IT’S been a year and a half since the London Metal Exchange (LME) nickel contract went into meltdown, forcing the suspension of trading and the controversial decision to cancel trades.
The nickel market is still looking for a pricing solution that can encompass both refined metal and the new streams of nickel products flowing into the fast-growing electric vehicle (EV) battery sector.
Singapore’s Abaxx Commodities Exchange thinks a new nickel sulphate contract could be the answer.
The company, owned by Canadian-listed Abaxx Technologies Inc, is hoping to have a physically-settled futures contract up and running by the end of this year.
A sulphate contract would not directly challenge either the LME or the Shanghai Futures Exchange, both of which currently trade only Class I refined nickel, but rather extend futures coverage to what is the fastest-growing segment of the global market.
Nickel sulphate has traditionally been used in electro-plating with production limited to a handful of primary metal refineries. However, it is rapidly evolving from a niche to mainstream product thanks to its use as a precursor material in EV battery cathodes.
The sulphate market has been forecast by research house Roskill to grow at an annual rate of 22% over the current decade as the green mobility revolution accelerates.
One way of producing sulphate is to take refined nickel and dissolve it in sulphuric acid, which is why there has been such a drain on exchange stocks of Class I material over the last two years.
LME headline stocks of 37,170 tonnes are hovering at their lowest level since 2007 as battery-makers draw from the market of last resort to cover their needs.
Chinese operators are closing the sulphate supply-demand gap by developing new processing paths for converting lower-grade ores into battery-grade nickel.
Indonesia is the giant laboratory for this experimentation with multiple operators now generating nickel matte and mixed hydroxide precipitate as inputs to the sulphate production process.
China’s surging imports of nickel sulphate are a reflection of the product’s stunning growth as battery cathode input. The country is home to the largest EV market and giant battery manufacturers such as CATL and BYD.
China imported just 4,300 tonnes of sulphate as recently as 2019. Imports last year grew to 54,000 tonnes and volumes have mushroomed again this year. July’s tally of 12,000 tonnes was a new monthly record and lifted the year-to-date total to 48,000 tonnes.
Imports from traditional trade partners, such as Finland and South Africa, are now being boosted by a new flow of sulphate from Indonesia. Indonesian shipments only began in May but have already reached 10,000 tonnes.
China also exports sulphate in increasing quantities, shipping 9,000 tonnes in the first seven months of the year, most of it to South Korea.
China’s sulphate trade, however, is just the tip of a much bigger flow of Indonesian nickel raw materials.
Imports of Indonesian matte only started in early 2022. By the end of the year they had reached 168,000 tonnes. The tally over the first seven months of 2023 was 141,000 tonnes.

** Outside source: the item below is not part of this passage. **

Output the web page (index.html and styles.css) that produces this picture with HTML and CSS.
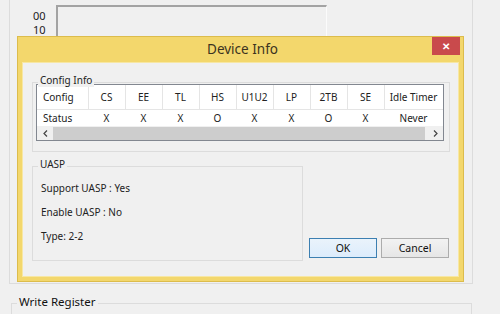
FILE: index.html
```html
<!DOCTYPE html>
<html lang="en">
<head>
    <meta charset="UTF-8">
    <title>Device Info</title>
    <link rel="stylesheet" href="styles.css">
</head>
<body>
    <div class="screen">
        <div class="panel">
            <div class="graph-row">
                <div class="axis"><span>00</span><span>10</span></div>
                <div class="graph"></div>
            </div>
        </div>
        <div class="write-group">
            <span class="write-label">Write Register</span>
        </div>

        <div class="dialog">
            <div class="titlebar">
                <div class="title">Device Info</div>
                <div class="close">&#x2715;</div>
            </div>
            <div class="content">
                <div class="group config-group">
                    <span class="group-label">Config Info</span>
                    <div class="list">
                        <table class="grid">
                            <colgroup>
                                <col class="c-first">
                                <col class="c"><col class="c"><col class="c"><col class="c">
                                <col class="c"><col class="c"><col class="c"><col class="c">
                                <col class="c-last">
                            </colgroup>
                            <tr class="head">
                                <td class="left">Config</td>
                                <td>CS</td><td>EE</td><td>TL</td><td>HS</td>
                                <td>U1U2</td><td>LP</td><td>2TB</td><td>SE</td>
                                <td>Idle Timer</td>
                            </tr>
                            <tr class="row">
                                <td class="left">Status</td>
                                <td>X</td><td>X</td><td>X</td><td>O</td>
                                <td>X</td><td>X</td><td>O</td><td>X</td>
                                <td>Never</td>
                            </tr>
                        </table>
                        <div class="hscroll">
                            <span class="arrow">
                                <svg width="5" height="7" viewBox="0 0 5 7"><path d="M4 0.5 L1 3.5 L4 6.5" fill="none" stroke="#444" stroke-width="1.2"/></svg>
                            </span>
                            <div class="thumb"></div>
                            <span class="arrow">
                                <svg width="5" height="7" viewBox="0 0 5 7"><path d="M1 0.5 L4 3.5 L1 6.5" fill="none" stroke="#444" stroke-width="1.2"/></svg>
                            </span>
                        </div>
                    </div>
                </div>

                <div class="bottom-row">
                    <div class="group uasp-group">
                        <span class="group-label">UASP</span>
                        <div class="line">Support UASP : Yes</div>
                        <div class="line">Enable UASP : No</div>
                        <div class="line">Type: 2-2</div>
                    </div>
                    <div class="buttons">
                        <button class="btn default">OK</button>
                        <button class="btn">Cancel</button>
                    </div>
                </div>
            </div>
        </div>
    </div>
</body>
</html>
```

FILE: styles.css
```css
* {
    box-sizing: border-box;
}
body {
    margin: 0;
    background-color: #f0f0f0;
    font-family: "Noto Sans", "Open Sans", sans-serif;
    font-size: 10px;
    color: #222;
}
.screen {
    position: relative;
    width: 500px;
    height: 314px;
    overflow: hidden;
}

/* window behind the dialog */
.panel {
    margin-left: 9px;
    width: 464px;
    height: 284px;
    border: 1px solid #dcdcdc;
    border-top: none;
}
.graph-row {
    display: flex;
    padding: 5px 0 0 23px;
}
.axis {
    width: 23px;
    padding-top: 4px;
    display: flex;
    flex-direction: column;
    font-size: 11px;
    line-height: 14px;
    color: #222;
}
.graph {
    width: 271px;
    height: 100px;
    border-top: 2px solid #a3a3a3;
    border-left: 2px solid #a3a3a3;
    border-right: 1px solid #fbfbfb;
}
.write-group {
    position: relative;
    margin: 19px 0 0 11px;
    width: 461px;
    height: 40px;
    border: 1px solid #dcdcdc;
}
.write-label {
    position: absolute;
    top: -10px;
    left: 5px;
    padding: 0 2px;
    background-color: #f0f0f0;
    font-size: 11.5px;
    line-height: 16px;
    color: #111;
}

/* dialog */
.dialog {
    position: absolute;
    left: 17px;
    top: 36px;
    width: 447px;
    height: 246px;
    background-color: #f3d76c;
    border: 1px solid #dcbc4c;
    padding: 0 4px 4px 4px;
    display: flex;
    flex-direction: column;
}
.titlebar {
    display: flex;
    height: 25px;
}
.title {
    flex: 1;
    padding-left: 31px;
    text-align: center;
    font-size: 13.5px;
    line-height: 25px;
    color: #3b3320;
}
.close {
    width: 28px;
    height: 18px;
    margin-right: -1px;
    background-color: #c94a4c;
    color: #fff;
    font-size: 10px;
    font-weight: bold;
    line-height: 18px;
    text-align: center;
}
.content {
    flex: 1;
    background-color: #f0f0f0;
    border: 1px solid #f7e7a4;
    padding: 19px 9px 0 9px;
}

/* group boxes */
.group {
    position: relative;
    border: 1px solid #dcdcdc;
}
.group-label {
    position: absolute;
    top: -10px;
    left: 5px;
    padding: 0 2px;
    background-color: #f0f0f0;
    line-height: 14px;
}
.config-group {
    width: 418px;
    height: 70px;
    padding: 1px 0 0 3px;
}
.list {
    width: 408px;
    height: 57px;
    border: 1px solid #828790;
    background-color: #fff;
    overflow: hidden;
}
.grid {
    table-layout: fixed;
    width: 406px;
    border-collapse: collapse;
    font-size: 10px;
}
.c-first {
    width: 51px;
}
.c {
    width: 37px;
}
.c-last {
    width: 59px;
}
.grid td {
    padding: 0;
    text-align: center;
    white-space: nowrap;
    overflow: hidden;
}
.grid td.left {
    text-align: left;
    padding-left: 6px;
}
.head td {
    height: 24px;
    border-right: 1px solid #e5e5e5;
    border-bottom: 1px solid #e5e5e5;
}
.row td {
    height: 16px;
    line-height: 16px;
}
.hscroll {
    display: flex;
    height: 15px;
    background-color: #f0f0f0;
}
.arrow {
    width: 16px;
    display: flex;
    align-items: center;
    justify-content: center;
}
.thumb {
    flex: 1;
    margin: 1px 2px 1px 0;
    background-color: #cdcdcd;
}

.bottom-row {
    display: flex;
    align-items: flex-end;
    margin-top: 14px;
}
.uasp-group {
    width: 273px;
    height: 95px;
    padding: 9px 0 0 8px;
}
.line {
    line-height: 24px;
}
.buttons {
    display: flex;
    gap: 4px;
    margin: 0 0 3px 6px;
}
.btn {
    width: 68px;
    height: 20px;
    padding: 0;
    font-family: "Noto Sans", "Open Sans", sans-serif;
    font-size: 10.5px;
    color: #111;
    background: linear-gradient(#f2f2f2, #e6e6e6);
    border: 1px solid #acacac;
}
.btn.default {
    border-color: #3c7fb1;
    background: linear-gradient(#eaf3fb, #dcecfc);
}
```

Inbound flows of Indonesian intermediate products including MHP grew from zero in 2020 to 460,000 tonnes last year. Imports have nearly doubled again this year, to 411,000 through July.
None of this new Indonesia-China nickel trade has a natural exchange pricing home.
Although other forms of nickel can be hedged against the LME’s Class I contract, they are not deliverable, meaning no physical bridge between futures price and underlying market.
Short position holders have no physical delivery option, as China’s Tsingshan Group and others found out to their cost during last year’s LME breakdown.
LME nickel trading volumes have stabilised but are still running significantly below levels seen prior to the March 2022 trading halt. Average daily volumes have fallen from 65,000 contracts in 2021 to 37,000 in the first seven months of this year.
The exchange is expanding the number of deliverable brands, including those from new Chinese Class I producers, but has so far failed to find a pricing solution for all the nickel that doesn’t come in refined form.
Deliverability is a key problem. A material such as nickel matte can vary immensely in terms of nickel content and impurity levels, making it hard to find a representative grade that could be used as a physical benchmark.
The Shanghai Futures Exchange is in the same bind and is plagued by even lower inventory with registered stocks of just 3,800 tonnes.
Waiting in the wings is Global Commodity Holdings, which is working on an alternative nickel pricing mechanism over its globalCOAL trading platform. But its initial focus is also on the refined nickel segment of the market.
A first-of-its-kind sulphate contract is an interesting potential answer to nickel’s pricing dilemma, capturing not only the sulphate market itself but all the other raw materials that are being used as processing steps to battery-grade nickel.
Everything depends on whether Abaxx can translate its sulphate solution into a contract sufficiently liquid to entice industrial hedgers.
The company said it has been collaborating with 21 nickel players, including two major global auto manufacturers, two global mining companies, six merchants, two EV battery manufacturers, three sulphate producers and four bank and broker trading firms.
If nothing else, that says a lot about how many participants are looking for a new pricing venue to capture what is fast emerging as a whole new nickel market. — Reuters
Andy Home is a columnist for Reuters. The views expressed here are the writer’s own.